Computational Investigation of GNMT-Catalyzed Methyl Transfer Reaction: Integrating MD, QM, and ML Approaches.

Journal: Journal of computational chemistry
Published Date:

Abstract

The glycine N-methyltransferase (GNMT) reaction was examined using an integrated workflow combining molecular dynamics (MD), quantum mechanical (QM) cluster calculations, and machine learning (ML) analysis. Instead of relying on a single crystal-like conformation, multiple MD simulations were used to sample diverse reactant (SAM + glycine bound to GNMT) and product (SAH + sarcosine bound to GNMT) state geometries for QM cluster modeling. Across more than 150 QM-cluster models constructed by the Residue Interaction Network ResidUe Selector (RINRUS) from selected MD frames with and without explicit waters, the computed activation and reaction free energies span broad ranges (7 to 25 kcal mol-1 and -36 to +3 kcal mol-1), demonstrating a strong dependence on the initial MD conformation.
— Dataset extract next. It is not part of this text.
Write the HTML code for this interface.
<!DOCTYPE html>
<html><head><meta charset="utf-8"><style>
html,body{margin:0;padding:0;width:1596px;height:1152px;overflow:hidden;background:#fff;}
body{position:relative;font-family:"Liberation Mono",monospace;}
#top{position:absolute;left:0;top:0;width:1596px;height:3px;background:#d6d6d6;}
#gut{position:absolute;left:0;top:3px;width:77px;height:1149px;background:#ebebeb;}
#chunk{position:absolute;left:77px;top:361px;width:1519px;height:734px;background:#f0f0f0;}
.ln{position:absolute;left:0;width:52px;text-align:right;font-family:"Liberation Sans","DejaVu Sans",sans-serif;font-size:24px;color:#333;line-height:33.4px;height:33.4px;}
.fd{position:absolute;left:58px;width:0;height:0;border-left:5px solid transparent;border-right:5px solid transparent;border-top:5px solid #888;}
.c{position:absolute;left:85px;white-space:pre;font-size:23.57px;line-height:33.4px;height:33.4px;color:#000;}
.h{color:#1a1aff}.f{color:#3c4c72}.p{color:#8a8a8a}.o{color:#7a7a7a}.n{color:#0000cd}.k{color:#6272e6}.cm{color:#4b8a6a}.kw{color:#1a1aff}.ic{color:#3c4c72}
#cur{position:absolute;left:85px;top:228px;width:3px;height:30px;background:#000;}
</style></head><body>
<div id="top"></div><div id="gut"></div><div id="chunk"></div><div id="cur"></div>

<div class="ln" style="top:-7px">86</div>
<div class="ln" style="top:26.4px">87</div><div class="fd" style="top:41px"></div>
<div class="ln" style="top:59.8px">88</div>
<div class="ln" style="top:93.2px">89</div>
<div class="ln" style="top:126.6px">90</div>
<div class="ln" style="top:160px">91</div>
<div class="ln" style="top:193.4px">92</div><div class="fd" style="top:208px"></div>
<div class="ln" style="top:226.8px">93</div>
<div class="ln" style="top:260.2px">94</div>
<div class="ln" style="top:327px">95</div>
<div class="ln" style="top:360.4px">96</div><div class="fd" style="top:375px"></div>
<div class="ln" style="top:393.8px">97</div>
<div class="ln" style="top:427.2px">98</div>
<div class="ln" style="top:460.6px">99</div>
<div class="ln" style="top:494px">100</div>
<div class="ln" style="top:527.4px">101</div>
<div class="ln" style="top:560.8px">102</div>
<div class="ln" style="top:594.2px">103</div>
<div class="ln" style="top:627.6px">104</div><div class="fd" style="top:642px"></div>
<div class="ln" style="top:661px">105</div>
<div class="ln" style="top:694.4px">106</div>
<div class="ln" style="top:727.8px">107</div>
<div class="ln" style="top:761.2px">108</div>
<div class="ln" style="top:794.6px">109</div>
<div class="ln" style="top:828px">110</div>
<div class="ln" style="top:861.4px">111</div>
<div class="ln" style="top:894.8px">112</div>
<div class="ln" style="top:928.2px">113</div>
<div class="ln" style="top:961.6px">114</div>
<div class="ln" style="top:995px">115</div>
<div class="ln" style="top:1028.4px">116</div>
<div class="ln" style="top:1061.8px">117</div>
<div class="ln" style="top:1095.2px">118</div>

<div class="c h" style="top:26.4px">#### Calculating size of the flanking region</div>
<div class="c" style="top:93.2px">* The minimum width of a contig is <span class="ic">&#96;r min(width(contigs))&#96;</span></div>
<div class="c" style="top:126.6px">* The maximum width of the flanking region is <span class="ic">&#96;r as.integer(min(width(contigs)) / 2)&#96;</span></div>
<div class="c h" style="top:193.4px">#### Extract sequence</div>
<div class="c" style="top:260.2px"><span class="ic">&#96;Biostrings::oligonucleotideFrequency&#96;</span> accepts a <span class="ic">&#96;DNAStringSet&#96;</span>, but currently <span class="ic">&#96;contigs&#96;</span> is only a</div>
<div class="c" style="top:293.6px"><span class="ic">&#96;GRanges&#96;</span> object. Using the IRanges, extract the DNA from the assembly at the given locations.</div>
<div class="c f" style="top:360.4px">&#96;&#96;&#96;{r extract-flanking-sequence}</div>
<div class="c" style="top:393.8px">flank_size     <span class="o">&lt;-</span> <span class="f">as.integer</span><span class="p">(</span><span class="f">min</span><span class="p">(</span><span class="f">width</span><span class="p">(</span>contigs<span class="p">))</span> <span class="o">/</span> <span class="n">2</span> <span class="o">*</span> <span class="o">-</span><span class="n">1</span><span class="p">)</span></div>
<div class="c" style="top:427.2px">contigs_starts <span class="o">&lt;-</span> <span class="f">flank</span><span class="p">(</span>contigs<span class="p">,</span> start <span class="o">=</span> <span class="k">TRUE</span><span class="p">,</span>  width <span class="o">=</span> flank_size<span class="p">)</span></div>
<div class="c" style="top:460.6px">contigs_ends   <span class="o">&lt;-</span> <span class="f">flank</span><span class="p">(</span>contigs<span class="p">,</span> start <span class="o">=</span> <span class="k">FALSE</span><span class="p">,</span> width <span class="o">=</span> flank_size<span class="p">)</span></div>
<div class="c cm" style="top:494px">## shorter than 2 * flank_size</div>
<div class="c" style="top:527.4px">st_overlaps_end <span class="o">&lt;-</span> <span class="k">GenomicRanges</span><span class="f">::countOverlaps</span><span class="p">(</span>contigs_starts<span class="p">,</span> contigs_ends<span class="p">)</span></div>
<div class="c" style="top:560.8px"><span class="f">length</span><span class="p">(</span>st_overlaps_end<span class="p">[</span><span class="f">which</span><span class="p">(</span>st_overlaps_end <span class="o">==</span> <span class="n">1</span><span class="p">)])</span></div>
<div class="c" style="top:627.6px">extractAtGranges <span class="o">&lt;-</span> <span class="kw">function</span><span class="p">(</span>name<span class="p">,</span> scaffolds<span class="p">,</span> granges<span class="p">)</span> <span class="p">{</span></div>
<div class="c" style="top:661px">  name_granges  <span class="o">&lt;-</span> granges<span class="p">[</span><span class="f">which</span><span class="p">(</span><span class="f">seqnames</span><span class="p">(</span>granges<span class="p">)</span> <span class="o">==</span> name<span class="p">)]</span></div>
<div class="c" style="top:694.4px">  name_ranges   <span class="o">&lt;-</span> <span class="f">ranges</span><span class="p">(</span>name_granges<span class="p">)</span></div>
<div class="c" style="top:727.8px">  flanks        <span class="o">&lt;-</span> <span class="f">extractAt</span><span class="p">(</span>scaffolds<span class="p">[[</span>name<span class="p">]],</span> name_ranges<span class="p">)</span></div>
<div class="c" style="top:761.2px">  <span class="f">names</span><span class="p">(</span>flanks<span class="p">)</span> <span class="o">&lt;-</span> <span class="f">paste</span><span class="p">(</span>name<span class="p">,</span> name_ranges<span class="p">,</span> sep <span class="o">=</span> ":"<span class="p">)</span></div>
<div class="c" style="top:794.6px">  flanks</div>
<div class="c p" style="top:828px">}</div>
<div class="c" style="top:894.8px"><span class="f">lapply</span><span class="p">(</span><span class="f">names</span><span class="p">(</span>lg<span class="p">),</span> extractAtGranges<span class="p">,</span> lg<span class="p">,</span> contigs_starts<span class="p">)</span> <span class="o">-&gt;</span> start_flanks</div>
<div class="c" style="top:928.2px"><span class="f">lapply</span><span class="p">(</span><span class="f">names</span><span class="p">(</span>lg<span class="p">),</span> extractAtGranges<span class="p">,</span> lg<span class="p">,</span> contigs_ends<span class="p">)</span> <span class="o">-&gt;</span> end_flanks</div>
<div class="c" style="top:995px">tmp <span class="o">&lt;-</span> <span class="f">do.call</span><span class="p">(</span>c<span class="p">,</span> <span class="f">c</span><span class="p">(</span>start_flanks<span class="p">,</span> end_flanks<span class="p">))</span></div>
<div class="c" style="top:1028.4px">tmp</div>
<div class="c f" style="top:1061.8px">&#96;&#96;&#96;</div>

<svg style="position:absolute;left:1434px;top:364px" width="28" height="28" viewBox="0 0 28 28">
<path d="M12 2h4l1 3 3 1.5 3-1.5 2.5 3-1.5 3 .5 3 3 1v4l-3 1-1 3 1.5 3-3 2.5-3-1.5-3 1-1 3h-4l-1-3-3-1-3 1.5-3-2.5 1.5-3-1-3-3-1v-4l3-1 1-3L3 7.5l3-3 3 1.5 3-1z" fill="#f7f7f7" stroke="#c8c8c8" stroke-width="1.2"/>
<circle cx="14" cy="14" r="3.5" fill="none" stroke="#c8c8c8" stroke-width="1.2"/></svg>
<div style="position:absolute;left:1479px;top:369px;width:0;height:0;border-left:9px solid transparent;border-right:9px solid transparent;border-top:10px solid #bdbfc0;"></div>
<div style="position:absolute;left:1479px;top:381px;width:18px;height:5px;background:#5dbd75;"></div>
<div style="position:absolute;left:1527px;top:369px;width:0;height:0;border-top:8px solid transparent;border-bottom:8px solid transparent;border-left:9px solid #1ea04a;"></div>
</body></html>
Product-state consistently yields lower reaction barriers, while explicit water introduces only small shifts in energetics and preserves the relative ordering among frames. The two-coordinate potential energy surface (PES) offers only limited insight and cannot fully account for the observed energetic variability. These QM-cluster models were further analyzed using machine-learning methods to identify structural descriptors that correlate with the observed energy variations and provide insight into their structural origin. ML models trained on multiple feature representations show that the donor-methyl-acceptor distances are the most informative and yield the strongest predictive accuracy, while higher dimensional solvent- or residue-based features contribute comparatively little. Overall, the results highlight the importance of conformational sampling for reliable QM-cluster energetics and point toward more expressive structure-to-property representations for analyzing enzymatic reactions.